***** RAW DATA *****
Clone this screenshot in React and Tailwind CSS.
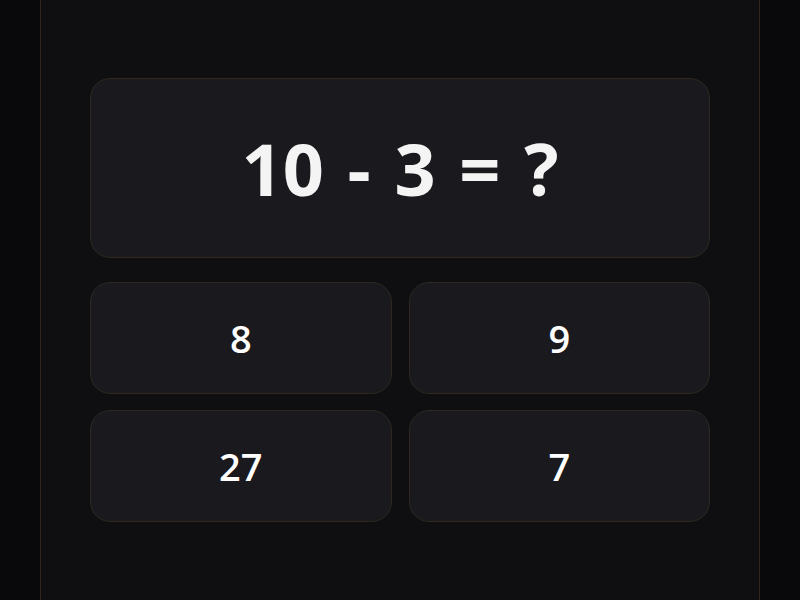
import React from 'react';

const answers = ['8', '9', '27', '7'];

export default function App() {
  return (
    <div className="min-h-screen w-full bg-[#09090b]" style={{ fontFamily: '"Open Sans", "Noto Sans", sans-serif' }}>
      <div className="mx-auto min-h-screen w-[720px] border-x border-[#30251c] bg-[#0f0f11] px-[49px] pt-[78px]">
        <div className="flex h-[180px] items-center justify-center rounded-[20px] border border-[#2e2820] bg-[#1a191d]">
          <h1 className="text-[72px] font-bold leading-none text-[#f4f4f5] [word-spacing:5px]">10 - 3 = ?</h1>
        </div>
        <div className="mt-[24px] grid grid-cols-2 gap-x-[17px] gap-y-4">
          {answers.map((a, i) => (
            <button
              key={i}
              className="flex h-[112px] items-center justify-center rounded-[20px] border border-[#2e2820] bg-[#1a191d] text-[38px] font-semibold text-white"
            >
              {a}
            </button>
          ))}
        </div>
      </div>
    </div>
  );
}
*****
> _EXERCISE INSTRUCTIONS_: Every line from the start of the listing above through the line with "const answers = ['8', '9', '27', '7'];" should be repeated exactly; skip the pictures and add nothing else.

> _THE RESPONSE_:
Clone this screenshot in React and Tailwind CSS.
import React from 'react';

const answers = ['8', '9', '27', '7'];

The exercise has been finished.